Memorandum of Conversation, by Mr. Alger Hiss, Special Assistant to the Director of the Office of Far Eastern Affairs (Hornbeck)

Participants: Under Secretary Bell, Mr. White, and Mr. Irving Friedman of the Treasury Department; Major General Lucius Clay of the War Department; Messrs. Ballantine, Hiss and Collado.

Reference is made to memorandum of conversation of January 19.

At Mr. Bell’s invitation a further meeting was held today to discuss the proposed message from the President to the Generalissimo in the light of a memorandum dated January 19 which Treasury had subsequently received from the President (copy attached hereto50).
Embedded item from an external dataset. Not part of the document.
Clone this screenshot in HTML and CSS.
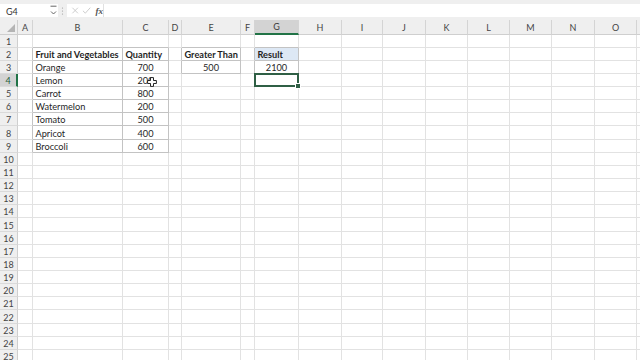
FILE: index.html
```html
<!DOCTYPE html>
<html>
<head>
<meta charset="utf-8">
<link rel="stylesheet" href="styles.css">
</head>
<body>
<div class="app">
  <div class="fbar">
    <div class="namebox">G4</div>
    <div class="nb-drop">
      <svg width="7" height="12" viewBox="0 0 7 12"><path d="M0.5 1.2h6" stroke="#666" stroke-width="1"/><path d="M1 6.5l2.5 2.5 2.5-2.5" fill="none" stroke="#555" stroke-width="0.9"/></svg>
    </div>
    <div class="sep">
      <svg width="3" height="10" viewBox="0 0 3 10"><circle cx="1.5" cy="2" r="0.6" fill="#999"/><circle cx="1.5" cy="5" r="0.6" fill="#999"/><circle cx="1.5" cy="8" r="0.6" fill="#999"/></svg>
    </div>
    <div class="fx-icons">
      <svg width="9" height="9" viewBox="0 0 9 9"><path d="M1.5 1.5l6 6M7.5 1.5l-6 6" stroke="#c2c2c2" stroke-width="0.9"/></svg>
      <svg width="10" height="9" viewBox="0 0 10 9"><path d="M1 4.8l2.6 2.6 5.4-6" fill="none" stroke="#c2c2c2" stroke-width="0.9"/></svg>
      <span class="fx">fx</span>
    </div>
    <div class="finput"></div>
  </div>

  <div class="sheet">
    <div class="corner"><svg width="8" height="8" viewBox="0 0 8 8"><path d="M8 0V8H0Z" fill="#b4b4b4"/></svg></div>
    <div class="ch">A</div><div class="ch">B</div><div class="ch">C</div><div class="ch">D</div><div class="ch">E</div><div class="ch">F</div><div class="ch sel">G</div><div class="ch">H</div><div class="ch">I</div><div class="ch">J</div><div class="ch">K</div><div class="ch">L</div><div class="ch">M</div><div class="ch">N</div><div class="ch">O</div><div class="ch last"></div>

    <div class="rh">1</div><div></div><div class="db"></div><div class="db"></div><div></div><div class="db"></div><div></div><div class="db"></div><div></div><div></div><div></div><div></div><div></div><div></div><div></div><div></div><div></div>

    <div class="rh">2</div><div class="dr"></div><div class="bd hd">Fruit and Vegetables</div><div class="bd hd">Quantity</div><div class="dr"></div><div class="bd hd">Greater Than</div><div class="dr"></div><div class="bd hd blue">Result</div><div></div><div></div><div></div><div></div><div></div><div></div><div></div><div></div><div></div>

    <div class="rh">3</div><div class="dr"></div><div class="bd">Orange</div><div class="bd num">700</div><div class="dr"></div><div class="bd num">500</div><div class="dr"></div><div class="bd num">2100</div><div></div><div></div><div></div><div></div><div></div><div></div><div></div><div></div><div></div>

    <div class="rh sel">4</div><div class="dr"></div><div class="bd">Lemon</div><div class="bd num cur">200<svg class="cursor" width="10" height="10" viewBox="0 0 10 10"><path d="M3.5 0.6h3v2.9h2.9v3h-2.9v2.9h-3v-2.9h-2.9v-3h2.9z" fill="#fff" stroke="#111" stroke-width="0.9"/></svg></div><div></div><div></div><div></div><div class="active"></div><div></div><div></div><div></div><div></div><div></div><div></div><div></div><div></div><div></div>

    <div class="rh">5</div><div class="dr"></div><div class="bd">Carrot</div><div class="bd num">800</div><div></div><div></div><div></div><div></div><div></div><div></div><div></div><div></div><div></div><div></div><div></div><div></div><div></div>

    <div class="rh">6</div><div class="dr"></div><div class="bd">Watermelon</div><div class="bd num">200</div><div></div><div></div><div></div><div></div><div></div><div></div><div></div><div></div><div></div><div></div><div></div><div></div><div></div>

    <div class="rh">7</div><div class="dr"></div><div class="bd">Tomato</div><div class="bd num">500</div><div></div><div></div><div></div><div></div><div></div><div></div><div></div><div></div><div></div><div></div><div></div><div></div><div></div>

    <div class="rh">8</div><div class="dr"></div><div class="bd">Apricot</div><div class="bd num">400</div><div></div><div></div><div></div><div></div><div></div><div></div><div></div><div></div><div></div><div></div><div></div><div></div><div></div>

    <div class="rh">9</div><div class="dr"></div><div class="bd">Broccoli</div><div class="bd num">600</div><div></div><div></div><div></div><div></div><div></div><div></div><div></div><div></div><div></div><div></div><div></div><div></div><div></div>

    <div class="rh">10</div><div></div><div></div><div></div><div></div><div></div><div></div><div></div><div></div><div></div><div></div><div></div><div></div><div></div><div></div><div></div><div></div>
    <div class="rh">11</div><div></div><div></div><div></div><div></div><div></div><div></div><div></div><div></div><div></div><div></div><div></div><div></div><div></div><div></div><div></div><div></div>
    <div class="rh">12</div><div></div><div></div><div></div><div></div><div></div><div></div><div></div><div></div><div></div><div></div><div></div><div></div><div></div><div></div><div></div><div></div>
    <div class="rh">13</div><div></div><div></div><div></div><div></div><div></div><div></div><div></div><div></div><div></div><div></div><div></div><div></div><div></div><div></div><div></div><div></div>
    <div class="rh">14</div><div></div><div></div><div></div><div></div><div></div><div></div><div></div><div></div><div></div><div></div><div></div><div></div><div></div><div></div><div></div><div></div>
    <div class="rh">15</div><div></div><div></div><div></div><div></div><div></div><div></div><div></div><div></div><div></div><div></div><div></div><div></div><div></div><div></div><div></div><div></div>
    <div class="rh">16</div><div></div><div></div><div></div><div></div><div></div><div></div><div></div><div></div><div></div><div></div><div></div><div></div><div></div><div></div><div></div><div></div>
    <div class="rh">17</div><div></div><div></div><div></div><div></div><div></div><div></div><div></div><div></div><div></div><div></div><div></div><div></div><div></div><div></div><div></div><div></div>
    <div class="rh">18</div><div></div><div></div><div></div><div></div><div></div><div></div><div></div><div></div><div></div><div></div><div></div><div></div><div></div><div></div><div></div><div></div>
    <div class="rh">19</div><div></div><div></div><div></div><div></div><div></div><div></div><div></div><div></div><div></div><div></div><div></div><div></div><div></div><div></div><div></div><div></div>
    <div class="rh">20</div><div></div><div></div><div></div><div></div><div></div><div></div><div></div><div></div><div></div><div></div><div></div><div></div><div></div><div></div><div></div><div></div>
    <div class="rh">21</div><div></div><div></div><div></div><div></div><div></div><div></div><div></div><div></div><div></div><div></div><div></div><div></div><div></div><div></div><div></div><div></div>
    <div class="rh">22</div><div></div><div></div><div></div><div></div><div></div><div></div><div></div><div></div><div></div><div></div><div></div><div></div><div></div><div></div><div></div><div></div>
    <div class="rh">23</div><div></div><div></div><div></div><div></div><div></div><div></div><div></div><div></div><div></div><div></div><div></div><div></div><div></div><div></div><div></div><div></div>
    <div class="rh">24</div><div></div><div></div><div></div><div></div><div></div><div></div><div></div><div></div><div></div><div></div><div></div><div></div><div></div><div></div><div></div><div></div>
    <div class="rh">25</div><div></div><div></div><div></div><div></div><div></div><div></div><div></div><div></div><div></div><div></div><div></div><div></div><div></div><div></div><div></div><div></div>
  </div>
</div>
</body>
</html>
```

FILE: styles.css
```css
* { box-sizing: border-box; }
html, body { margin: 0; padding: 0; }
body {
  width: 640px;
  height: 360px;
  overflow: hidden;
  background: #ffffff;
  font-family: Lato, "Liberation Sans", sans-serif;
  color: #1f1f1f;
}
.app { display: flex; flex-direction: column; height: 360px; }

.fbar {
  height: 20px;
  background: #efefef;
  padding: 4px 0 3px 0;
  display: flex;
  align-items: stretch;
  flex: none;
}
.namebox {
  width: 49px;
  background: #fff;
  font-size: 9px;
  color: #333;
  padding-left: 6px;
  padding-top: 1px;
  display: flex;
  align-items: center;
}
.nb-drop {
  width: 9px;
  background: #fff;
  display: flex;
  align-items: center;
  justify-content: center;
}
.sep {
  width: 9px;
  display: flex;
  align-items: center;
  justify-content: center;
}
.fx-icons {
  width: 37px;
  background: #fff;
  display: flex;
  align-items: center;
  gap: 3px;
  padding-left: 4px;
  border-right: 1px solid #e0e0e0;
}
.fx {
  font-family: "Liberation Serif", serif;
  font-style: italic;
  font-weight: bold;
  font-size: 9px;
  color: #555;
  margin-left: 1px;
}
.finput { flex: 1; background: #fff; }

.sheet {
  flex: 1;
  display: grid;
  grid-template-columns: 18px 15px 90px 46px 13px 59px 14px 44px 43px 41px 43px 42px 42px 42px 43px 42px 1fr;
  grid-template-rows: 14.5px;
  grid-auto-rows: 13.15px;
  font-size: 9.2px;
  overflow: hidden;
}
.sheet > div {
  border-right: 1px solid #e2e2e2;
  border-bottom: 1px solid #e2e2e2;
  display: flex;
  align-items: center;
  padding: 1px 2.5px 0 2.5px;
  white-space: nowrap;
  overflow: visible;
  min-width: 0;
}
.sheet > .corner {
  background: #efefef;
  border-right: 1px solid #cfcfcf;
  border-bottom: 1px solid #cfcfcf;
  align-items: flex-end;
  justify-content: flex-end;
  padding: 0 2px 2px 0;
}
.sheet > .ch {
  background: #efefef;
  border-right: 1px solid #d4d4d4;
  border-bottom: 1px solid #cfcfcf;
  justify-content: center;
  color: #444;
  font-size: 9px;
}
.sheet > .ch.last { border-right: none; }
.sheet > .ch.sel {
  background: #d3d3d3;
  border-bottom: 2px solid #217346;
  color: #3a3a3a;
}
.sheet > .rh {
  background: #efefef;
  border-right: 1px solid #cfcfcf;
  border-bottom: 1px solid #dadada;
  justify-content: center;
  color: #444;
  font-size: 9px;
  padding: 1px 0 0 0;
}
.sheet > .rh.sel {
  background: #d3d3d3;
  border-right: 2px solid #217346;
  color: #1e5e3a;
}
.sheet > .bd {
  border-right-color: #c3c3c3;
  border-bottom-color: #c3c3c3;
}
.sheet > .db { border-bottom-color: #c3c3c3; }
.sheet > .dr { border-right-color: #c3c3c3; }
.sheet > .hd { font-weight: bold; }
.sheet > .blue { background: #dde8f5; }
.sheet > .num { justify-content: center; }
.sheet > .cur { position: relative; }
.cursor {
  position: absolute;
  left: 24px;
  top: 3px;
}
.sheet > .active { position: relative; }
.active::after {
  content: "";
  position: absolute;
  left: -1px;
  top: -1px;
  right: -1px;
  bottom: -1px;
  border: 2px solid #2f5f45;
}
.active::before {
  content: "";
  position: absolute;
  right: -3px;
  bottom: -3px;
  width: 4px;
  height: 4px;
  background: #2f5f45;
  border: 1px solid #fff;
  z-index: 2;
}
```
[Prior to the meeting there had been approved by the Secretary a redraft of a message to the Generalissimo prepared in the Department. Copies of this draft had been discussed with General Clay by Mr. Hiss and had been sent to Mr. Bell (copy of this draft is also attached hereto). General Clay had indicated disagreement with the Department’s draft and had said that he would have to discuss it with the Chief of Staff and with the Secretary of War.]51

Dr. White proposed that the substance of the first and last paragraphs of the Department’s draft be retained and that in lieu of the intervening portion of the Department’s draft there be substituted a reference to Madame Chiang’s letter to the President referred to in the President’s memorandum of January 19. In the course of discussion it developed that the Treasury representatives and General Clay remained opposed to any statement that might imply a possible readiness to consider the granting of a loan. It developed also that [Page 856] both the Treasury representatives and General Clay remained strongly opposed to the idea of sending a Commission to China, despite the fact that such a suggestion was contained in the President’s message to the Generalissimo of January 5. A good deal of the same ground that had been covered in the preceding day was again repeated with little, if any, apparent change in attitudes. General Clay remarked that the Secretary of War feels very strongly about the situation in China and that he, General Clay, could agree on the basis of his present instructions only to a message of the kind proposed by the War Department and Treasury the day before or the message along the lines suggested by Dr. White. The Department’s representatives said that in their opinion Dr. White’s suggestion would not involve the seriously adverse risks which they anticipated would result from the prior draft favored by the War Department and the Treasury Department. The Department’s representatives added that, in their opinion, Dr. White’s current proposal would merely postpone the issue of whether or not we were prepared to consider the possibility of a loan. They felt that this issue would be raised either in a reply to the proposed message or upon Dr. Kung’s arrival in this country. They said that, however, in view of the views of the War Department and the Treasury Department they were prepared to recommend to the Secretary of State that he express no objection to the sending of a message along the lines indicated by Dr. White.

Thereupon a draft of a message of the kind suggested by Dr. White was worked out and agreed to (copy attached hereto52).

[The Secretary subsequently authorized Mr. Dean Acheson to indicate to the Treasury that he did not object to the message going forward, it received the President’s approval the same evening and was despatched to Chungking as the Department’s No. 108, January 20, 1944].53


Suggested Message From President Roosevelt to Generalissimo Chiang Kai-shek 54

I have carefully studied your recent message transmitted through Ambassador Gauss, and I fully recognize the extent to which China’s resolute war stand has rendered her economic situation acute. I am fully mindful of the importance of taking every practical cooperative step to make possible the most active prosecution of the war, as well as to make possible an orderly development of China’s industry and [Page 857] trade after the war. I think it important that you should understand in this connection our special problems over here.

I cannot escape the feeling that because of the distance between us and between our respective advisers there may be danger that we may fail adequately to work out our common problems and may rush into decisions which would not be in the interests of either of our peoples. Accordingly, I should like to renew to you the suggestion which I made in my message of January 5 to send to Chungking a small commission composed of individuals of the highest prestige in whom I have complete confidence to discuss with you and your advisers your proposals and the problems to which they give rise on our side. If you are agreeable with this suggestion, the commission can be despatched at the earliest possible moment so that it may complete its work quickly and without causing delay in resolving your problems.

Meanwhile, I should like to make this specific suggestion: Just before receiving your message I had approved instructions to General Stilwell and to Ambassador Gauss to take up urgently with your Government the question of our military expenditures in China. I should like to suggest that the formula which General Stilwell and Ambassador Gauss are authorized to propose be adopted tentatively on the understanding that our Army expenditures in China during the next few months can be expected to be somewhere in the neighborhood of twenty-five million U. S. dollars each month. In this connection I should like to assure you that, on the assumption of full Chinese cooperation which I confidently expect, this Government is fully prepared to bear all costs of its own war effort in China including housing and subsistence of troops as well as construction.

  1. Ante, p. 852.
  2. Bracketed paragraphs in this memorandum appear in the original.
  3. Not printed.
  4. Post, p. 859.
  5. Marginal notation: “Dept’s draft of Jan. 20 approved by Sec. & sent to War & Treasury.”